使用 Azure Data Factory 中的 Spark 活動來轉換雲端中的資料

發行項
04/26/2024

適用於：Azure Data Factory Azure Synapse Analytics

提示

試用 Microsoft Fabric 中的 Data Factory，這是適用於企業的全方位分析解決方案。 Microsoft Fabric 涵蓋從資料移動到資料科學、即時分析、商業智慧和報告的所有項目。了解如何免費開始新的試用！

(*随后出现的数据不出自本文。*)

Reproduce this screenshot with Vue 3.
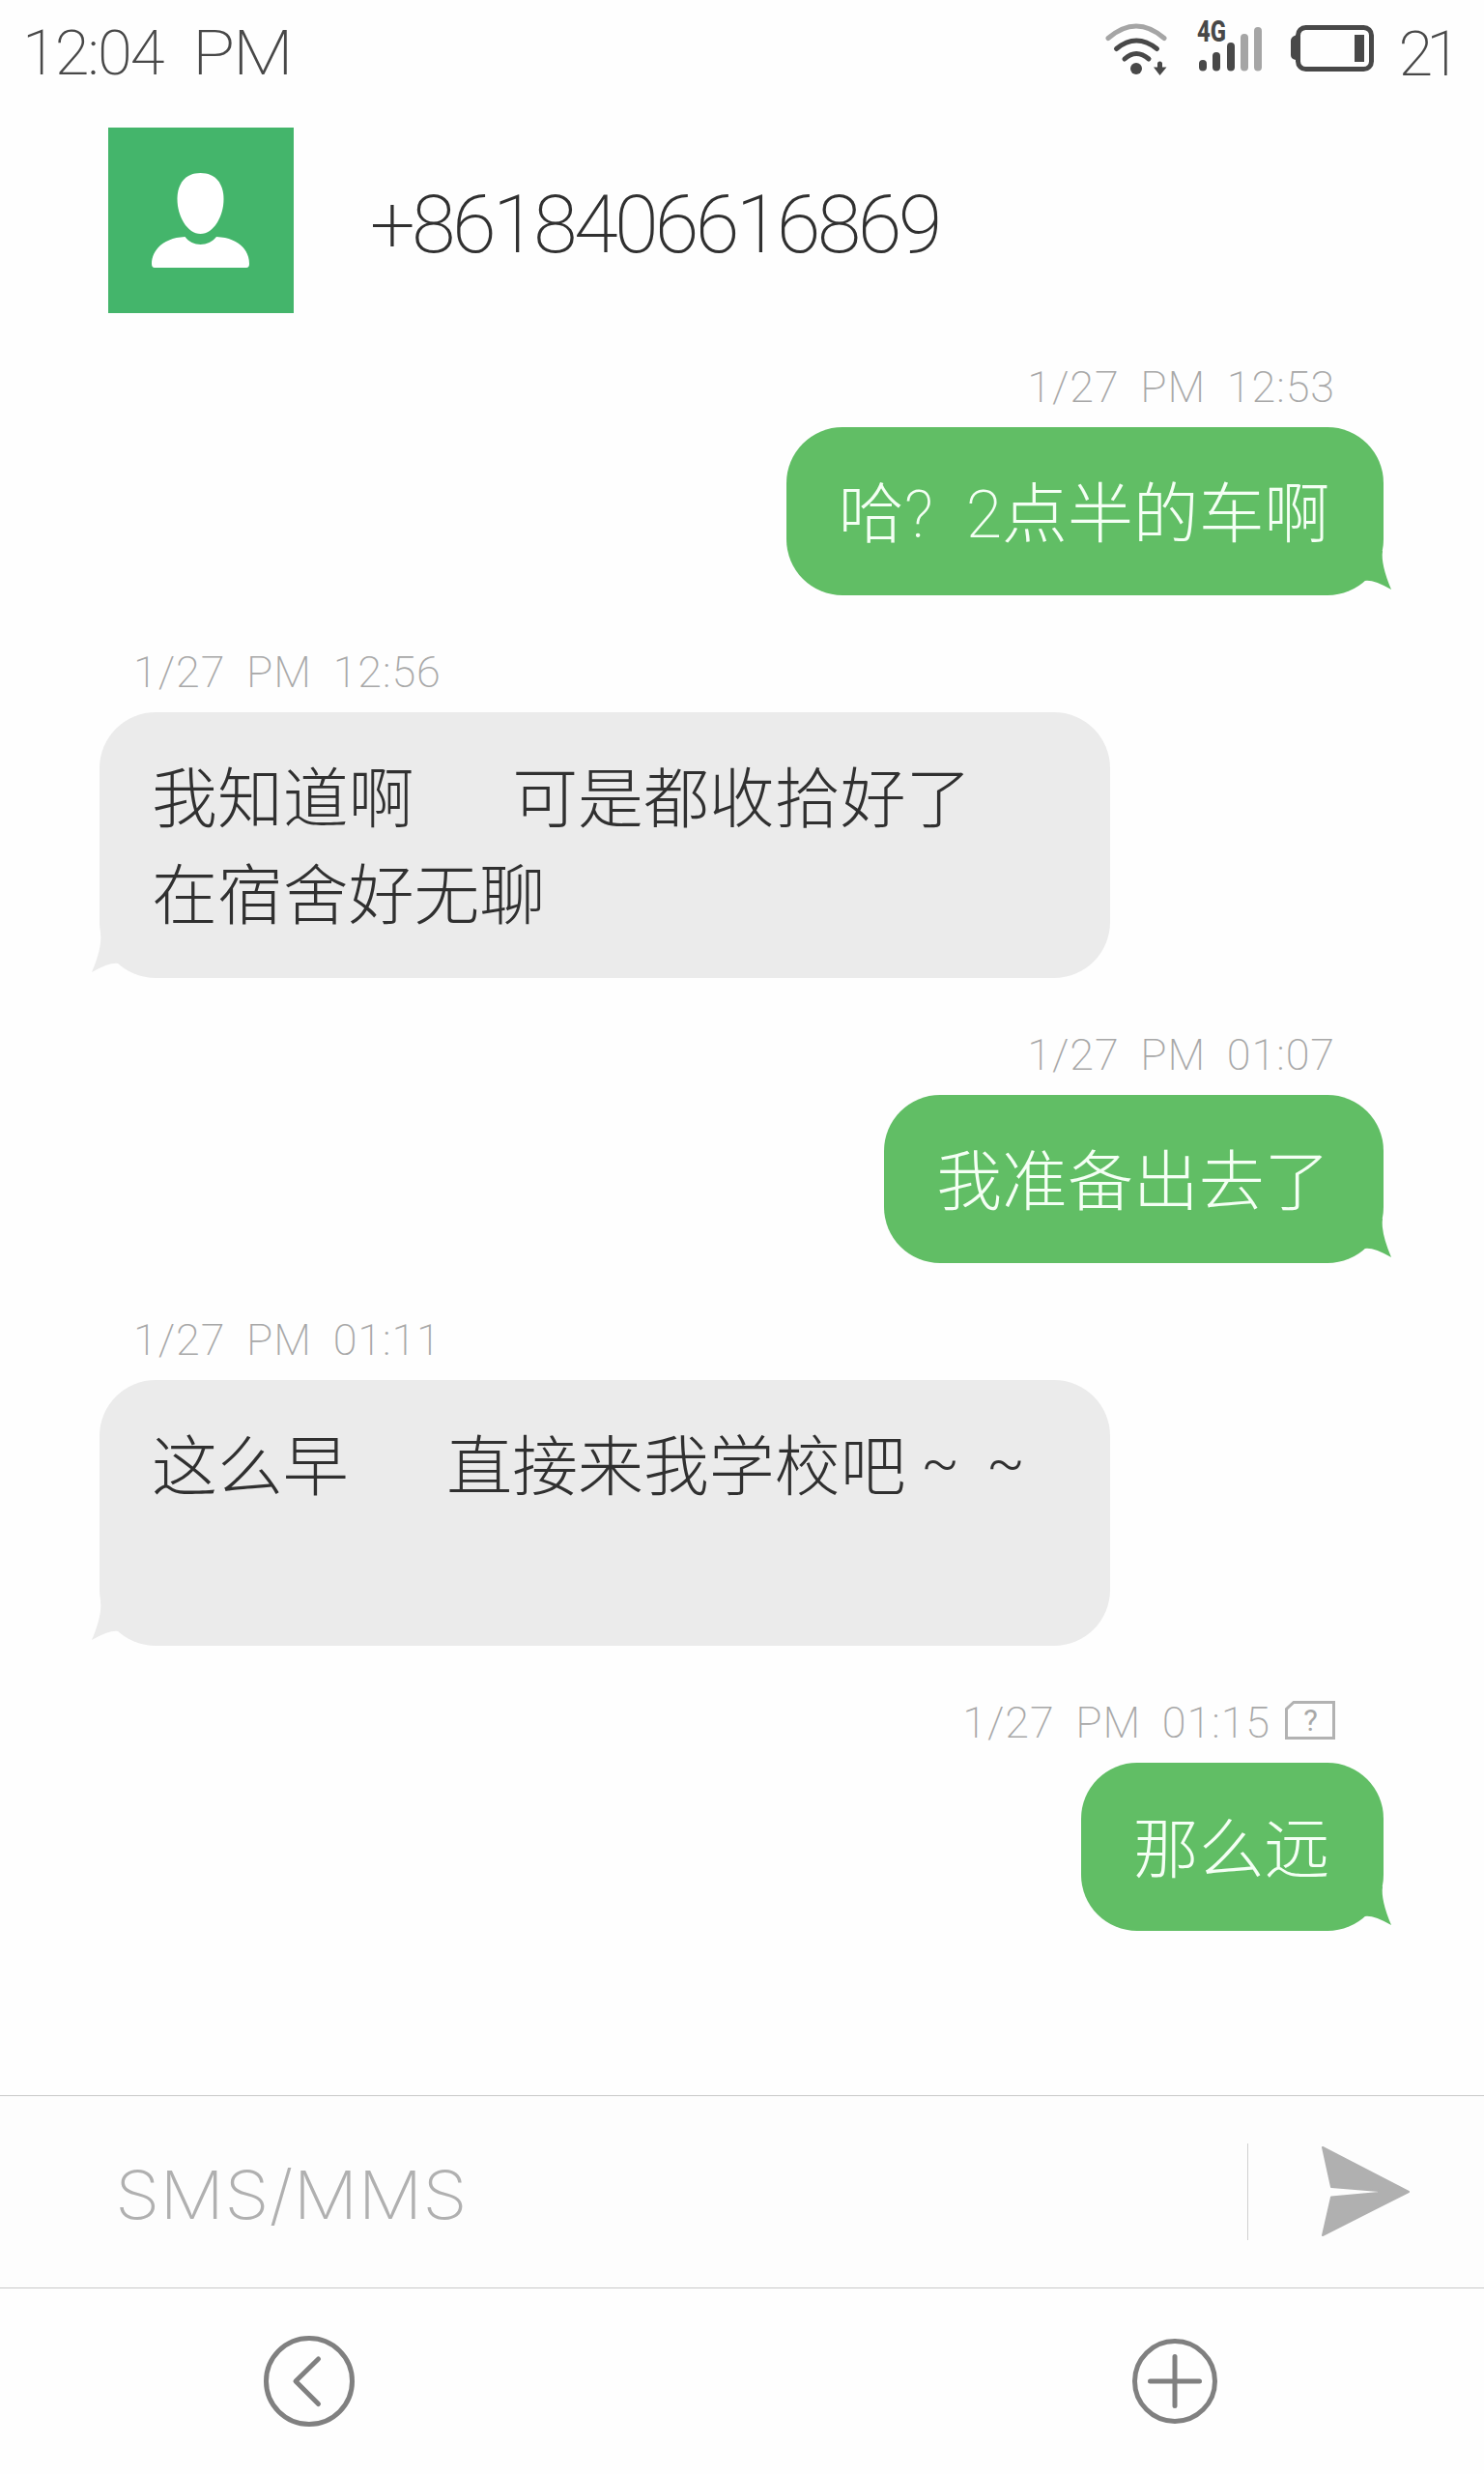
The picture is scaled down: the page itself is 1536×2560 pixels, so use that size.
<template>
  <div class="phone">
    <div class="status-bar">
      <span class="clock">12:04 <span class="meridiem">PM</span></span>
      <div class="status-icons">
        <svg class="wifi" width="66" height="56" viewBox="0 0 66 56" fill="none" stroke-width="5" stroke-linecap="round">
          <path d="M4 17.500Q33 -7.500 62 17.500" stroke="#a5a5a5" />
          <path d="M12.500 28.500Q33 11.500 54.500 28.500" stroke="#484848" />
          <path d="M21 39Q33 28 46 39" stroke="#484848" />
          <circle cx="33" cy="49" r="6" fill="#484848" />
          <path d="M57.500 44V48" stroke="#484848" />
          <path d="M51 47.500H64.500L57.500 56Z" fill="#484848" />
        </svg>
        <svg class="signal" width="74" height="74" viewBox="-2 -20 74 74" stroke-width="8" stroke-linecap="round">
          <text x="0" y="23" textLength="30" lengthAdjust="spacingAndGlyphs" fill="#484848">4G</text>
          <path d="M6 46V49.500M20 38V49.500M35 28V49.500" stroke="#484848" />
          <path d="M49 19V49.500M63 12V49.500" stroke="#a5a5a5" />
        </svg>
        <svg class="battery" width="88" height="50" viewBox="0 0 88 50">
          <rect x="7.500" y="3.500" width="76" height="43" rx="8" fill="none" stroke="#484848" stroke-width="5" />
          <path d="M8 11.500H5Q0 13 0 17V32Q0 36 5 37H8Z" fill="#484848" />
          <rect x="66" y="11" width="10" height="28" fill="#484848" />
        </svg>
        <span class="level">21</span>
      </div>
    </div>

    <div class="header">
      <div class="avatar">
        <svg width="102" height="98" viewBox="0 0 102 98" fill="#fff">
          <path d="M50.500 0C66 0 74.500 11 74.500 27C74.500 45 64 63 50.500 63C37 63 26.500 45 26.500 27C26.500 11 35 0 50.500 0Z" />
          <path d="M34.500 66C42 76.500 59 76.500 67 66C90 67 101 80 101 94Q101 98 98 98H3Q0 98 0 94C0 80 12 67 34.500 66Z" />
        </svg>
      </div>
      <span class="number">+8618406616869</span>
    </div>

    <div class="messages">
      <div v-for="(msg, index) in messages" :key="index" class="message" :class="msg.type">
        <div class="time">
          <span>{{ msg.time }}</span>
          <svg v-if="msg.sim" class="sim" width="52" height="40" viewBox="0 0 52 40">
            <path d="M9 1.500H50.500V38.500H1.500V8.500Z" fill="none" stroke="#b2b2b2" stroke-width="3" />
            <text x="26.500" y="31" text-anchor="middle" fill="#a8a8a8">?</text>
          </svg>
        </div>
        <div class="bubble">
          <template v-for="(part, i) in splitText(msg.text)" :key="i">
            <span v-if="part === '~'" class="tilde">~</span>
            <template v-else>{{ part }}</template>
          </template>
          <svg class="tail" width="34" height="44" viewBox="0 0 34 44">
            <path d="M0 0H24Q22 14 33 40Q14 29 5 31L0 34Z" />
          </svg>
        </div>
      </div>
    </div>

    <div class="composer">
      <span class="placeholder">SMS/MMS</span>
      <div class="send">
        <svg width="94" height="96" viewBox="0 0 94 96">
          <path d="M2 2L91 48L2 93L11 53.500L60 49V47L11 43Z" fill="#b0b0b0" stroke="#b0b0b0" stroke-width="2" stroke-linejoin="round" />
        </svg>
      </div>
    </div>

    <div class="nav">
      <svg width="96" height="96" viewBox="0 0 96 96" fill="none" stroke="#808080" stroke-width="5" stroke-linecap="round" stroke-linejoin="round">
        <circle cx="48" cy="48" r="44.500" />
        <path d="M57.500 25L34 48L57.500 71.500" />
      </svg>
      <svg width="90" height="90" viewBox="0 0 90 90" fill="none" stroke="#808080" stroke-width="5" stroke-linecap="round">
        <circle cx="45" cy="45" r="41.500" />
        <path d="M19.500 45H70.500M45 19.500V70.500" />
      </svg>
    </div>
  </div>
</template>

<script setup>
const messages = [
  { type: "sent", time: "1/27 PM 12:53", text: "哈? 2点半的车啊" },
  {
    type: "received",
    time: "1/27 PM 12:56",
    text: "我知道啊   可是都收拾好了\n在宿舍好无聊",
  },
  { type: "sent", time: "1/27 PM 01:07", text: "我准备出去了" },
  {
    type: "received",
    time: "1/27 PM 01:11",
    text: "这么早   直接来我学校吧~~",
  },
  { type: "sent", time: "1/27 PM 01:15", text: "那么远", sim: true },
];

// "~" takes a full character cell
function splitText(text) {
  return text.split(/(~)/).filter((part) => part);
}
</script>

<style>
body {
  background-color: #fefefe;
}
</style>

<style scoped>
.phone {
  display: flex;
  flex-direction: column;
  width: 1536px;
  height: 2560px;
  overflow: hidden;
  background-color: #fefefe;
  font-family: Roboto, "Noto Sans CJK SC", sans-serif;
  font-weight: 200;
  color: #303030;
}

.status-bar {
  display: flex;
  justify-content: space-between;
  height: 132px;
  padding: 0 31px 0 23px;
  box-sizing: border-box;
  font-size: 65px;
  line-height: 110px;
  color: #484848;
}

.clock {
  letter-spacing: -2px;
  word-spacing: 17px;
}

.meridiem {
  display: inline-block;
  transform: scaleX(1.12);
  transform-origin: left;
}

.status-icons {
  display: flex;
  align-items: flex-start;
}

.wifi {
  margin-top: 22px;
}

.signal {
  margin: 0 25px 0 28px;
}

.signal text {
  font-size: 31px;
  font-weight: 800;
}

.battery {
  margin: 25px 23px 0 0;
}

.level {
  line-height: 112px;
  letter-spacing: -7px;
}

.header {
  display: flex;
  align-items: center;
  height: 192px;
  padding-left: 112px;
}

.avatar {
  display: flex;
  align-items: center;
  justify-content: center;
  width: 192px;
  height: 192px;
  background-color: #44b56b;
}

.number {
  margin-left: 79px;
  padding-top: 8px;
  font-size: 83px;
  letter-spacing: -3.700px;
}

.messages {
  flex: 1;
  padding: 46px 104px 0 103px;
}

.message {
  display: flex;
  flex-direction: column;
  align-items: flex-start;
  margin-bottom: 49.300px;
}

.message.sent {
  align-items: flex-end;
}

.time {
  display: flex;
  align-items: center;
  height: 60px;
  margin: 0 50px 12px 35px;
  font-size: 45px;
  letter-spacing: 0.900px;
  word-spacing: 10px;
  color: #a8a8a8;
}

.sim {
  margin: -4px 0 0 15px;
}

.sim text {
  font-size: 31px;
  font-weight: 400;
  letter-spacing: 0;
}

.bubble {
  position: relative;
  padding: 41px 55.500px 33px 54px;
  border-radius: 58px;
  font-size: 67.900px;
  line-height: 100px;
  word-spacing: 17.500px;
  white-space: pre-wrap;
}

.sent .bubble {
  background-color: #61be65;
  color: #f4fff4;
}

.received .bubble {
  width: 1046px;
  height: 274.500px;
  box-sizing: border-box;
  background-color: #ebebeb;
}

.tilde {
  display: inline-block;
  width: 67.900px;
  height: 100px;
  padding-left: 3px;
  box-sizing: border-box;
  font-size: 58px;
  font-weight: 300;
  line-height: 88px;
  text-align: center;
  vertical-align: top;
}

.tail {
  position: absolute;
  right: -9px;
  bottom: 2px;
  fill: #61be65;
}

.received .tail {
  right: auto;
  left: -9px;
  fill: #ebebeb;
  transform: scaleX(-1);
}

.composer {
  display: flex;
  align-items: center;
  justify-content: space-between;
  height: 200px;
  box-sizing: border-box;
  border-top: 1.500px solid #c8c8c8;
  border-bottom: 1.500px solid #c8c8c8;
  background-color: #fdfdfd;
}

.placeholder {
  margin-left: 119px;
  padding-top: 6px;
  font-family: Inter, sans-serif;
  font-size: 69px;
  color: #b0b0b0;
  transform: scaleX(1.08);
  transform-origin: left;
}

.send {
  display: flex;
  align-items: center;
  width: 169px;
  height: 100px;
  padding-left: 75px;
  border-left: 1px solid #d0d0d0;
}

.nav {
  display: flex;
  align-items: center;
  justify-content: space-between;
  height: 192px;
  padding: 0 275px 0 272px;
}
</style>
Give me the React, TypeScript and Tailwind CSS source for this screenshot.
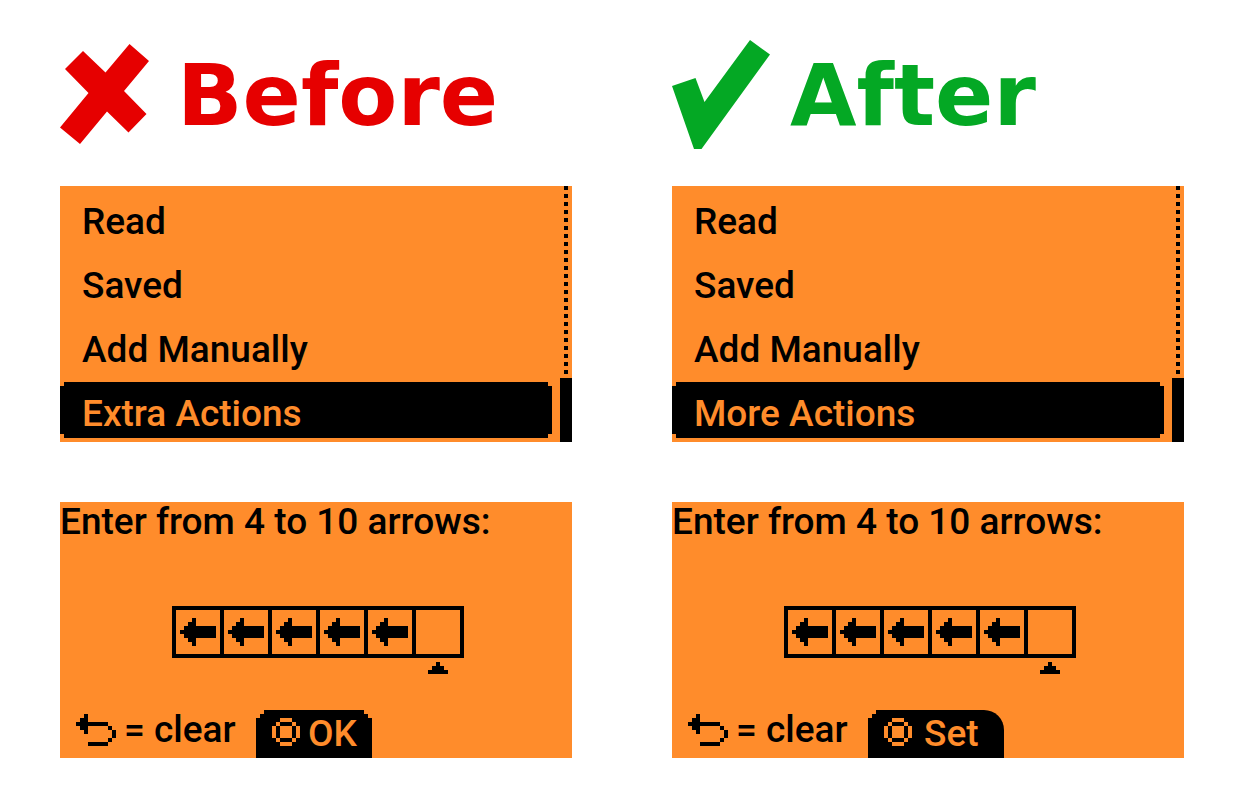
import type { ReactNode } from "react";

const menuItems = ["Read", "Saved", "Add Manually"];

// bitmap icons, one character per display pixel
const arrowIcon = [
  "...#.....",
  "..##.....",
  ".########",
  "#########",
  ".########",
  "..##.....",
  "...#.....",
];

const cursorIcon = ["..#..", ".###.", "#####"];

const backIcon = [
  "..#.......",
  ".##.......",
  "########..",
  ".##.....#.",
  "..#......#",
  ".........#",
  "........#.",
  "...#####..",
];

const okIcon = [
  "..###..",
  ".#...#.",
  "#.###.#",
  "#.###.#",
  "#.###.#",
  ".#...#.",
  "..###..",
];

function PixelIcon({ rows }: { rows: string[] }) {
  const cols = rows[0].length;
  return (
    <svg
      width={cols * 4}
      height={rows.length * 4}
      viewBox={`0 0 ${cols} ${rows.length}`}
      fill="currentColor"
      shapeRendering="crispEdges"
      className="block shrink-0"
      aria-hidden="true"
    >
      {rows.flatMap((row, y) =>
        row.split("").map((c, x) =>
          c === "#" ? <rect key={`${x}-${y}`} x={x} y={y} width="1" height="1" /> : null
        )
      )}
    </svg>
  );
}

function Screen({ children }: { children: ReactNode }) {
  return (
    <div className="h-64 bg-[#ff8c2b] text-black font-['Roboto',sans-serif] text-[37px] font-medium leading-[40px]">
      {children}
    </div>
  );
}

function MenuScreen({ last }: { last: string }) {
  return (
    <Screen>
      <div className="flex h-full">
        <ul className="flex-1 pr-2">
          {menuItems.map((item) => (
            <li key={item}>
              <button type="button" className="flex h-16 w-full items-center pl-[22px] pt-2">
                {item}
              </button>
            </li>
          ))}
          <li className="py-1">
            <button
              type="button"
              className="flex h-14 w-full items-center bg-black pl-[22px] pt-2 text-[#ff8c2b] [clip-path:polygon(4px_0,calc(100%-4px)_0,calc(100%-4px)_4px,100%_4px,100%_calc(100%-4px),calc(100%-4px)_calc(100%-4px),calc(100%-4px)_100%,4px_100%,4px_calc(100%-4px),0_calc(100%-4px),0_4px,4px_4px)]"
            >
              {last}
            </button>
          </li>
        </ul>

        {/* Scrollbar */}
        <div className="flex w-3 flex-col">
          <div className="mx-1 flex-1 bg-[repeating-linear-gradient(to_bottom,#000_0_4px,transparent_4px_8px)]" />
          <div className="h-16 bg-black" />
        </div>
      </div>
    </Screen>
  );
}

function InputScreen({ confirm }: { confirm: string }) {
  return (
    <Screen>
      <div className="flex h-full flex-col justify-between">
        <p className="whitespace-nowrap">Enter from 4 to 10 arrows:</p>

        <div className="flex justify-center pl-1 pt-7">
          <div>
            <div className="flex gap-1 border-4 border-black bg-black">
              {[0, 1, 2, 3, 4, 5].map((i) => (
                <div key={i} className="flex size-11 items-center justify-center bg-[#ff8c2b]">
                  {i < 5 && <PixelIcon rows={arrowIcon} />}
                </div>
              ))}
            </div>
            <div className="flex justify-end pr-4 pt-1">
              <PixelIcon rows={cursorIcon} />
            </div>
          </div>
        </div>

        <div className="flex h-12 pl-4">
          <div className="flex w-[180px] items-center gap-2 pb-2">
            <PixelIcon rows={backIcon} />
            <span className="whitespace-nowrap">= clear</span>
          </div>
          <button
            type="button"
            className={
              confirm === "OK"
                ? "flex w-[116px] items-center gap-2 bg-black pb-1 pl-4 text-[#ff8c2b] [clip-path:polygon(8px_0,calc(100%-8px)_0,calc(100%-8px)_4px,calc(100%-4px)_4px,calc(100%-4px)_8px,100%_8px,100%_100%,0_100%,0_8px,4px_8px,4px_4px,8px_4px)]"
                : "flex w-[136px] items-center gap-3 rounded-tr-[20px] bg-black pb-1 pl-4 text-[#ff8c2b] [clip-path:polygon(8px_0,100%_0,100%_100%,0_100%,0_8px,4px_8px,4px_4px,8px_4px)]"
            }
          >
            <PixelIcon rows={okIcon} />
            <span className="pt-1">{confirm}</span>
          </button>
        </div>
      </div>
    </Screen>
  );
}

export default function App() {
  return (
    <main className="grid grid-cols-2 gap-x-[100px] bg-white px-[60px] py-10">
      <section className="flex flex-col gap-[60px]">
        <div>
          <h2 className="mb-[37px] flex h-[109px] items-center gap-7 font-['DejaVu_Sans',sans-serif] text-[86px] font-bold leading-none text-[#e60000]">
            <svg width="89" height="101" viewBox="0 0 89 101" fill="currentColor" className="shrink-0" aria-hidden="true">
              <path d="M23 7 45.500 28.500 69.500 0 89 17 64 47 86.500 70 68.500 88.500 47 67.500 20 100 0 83.500 28.500 49 5 25Z" />
            </svg>
            Before
          </h2>
          <MenuScreen last="Extra Actions" />
        </div>
        <InputScreen confirm="OK" />
      </section>

      <section className="flex flex-col gap-[60px]">
        <div>
          <h2 className="mb-[37px] flex h-[109px] items-center gap-5 font-['DejaVu_Sans',sans-serif] text-[86px] font-bold leading-none text-[#04a824]">
            <svg width="98" height="109" viewBox="0 0 98 109" fill="currentColor" className="shrink-0" aria-hidden="true">
              <path d="M0 46 23.500 38 32.500 62 78 0 98 14.500 29.500 109H22Z" />
            </svg>
            After
          </h2>
          <MenuScreen last="More Actions" />
        </div>
        <InputScreen confirm="Set" />
      </section>
    </main>
  );
}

在本教學課程中，您會使用 Azure PowerShell 建立 Data Factory 管道，以使用 Spark 活動和隨選 HDInsight 連結服務來轉換資料。您會在本教學課程中執行下列步驟：

建立資料處理站。
撰寫和部署連結服務。
撰寫和部署管道。
啟動管線執行。
監視管道執行。

如果您沒有 Azure 訂用帳戶，請在開始前建立免費帳戶。

必要條件

注意

建議您使用 Azure Az PowerShell 模組來與 Azure 互動。請參閱安裝 Azure PowerShell 以開始使用。若要了解如何移轉至 Az PowerShell 模組，請參閱將 Azure PowerShell 從 AzureRM 移轉至 Az。

Azure 儲存體帳戶。您需要建立 Python 指令碼和輸入檔案，並上傳至 Azure 儲存體。 spark 程式的輸出會儲存在這個儲存體帳戶中。隨選 Spark 叢集與其主要儲存體是使用相同的儲存體帳戶。
Azure PowerShell。遵循如何安裝並設定 Azure PowerShell 中的指示。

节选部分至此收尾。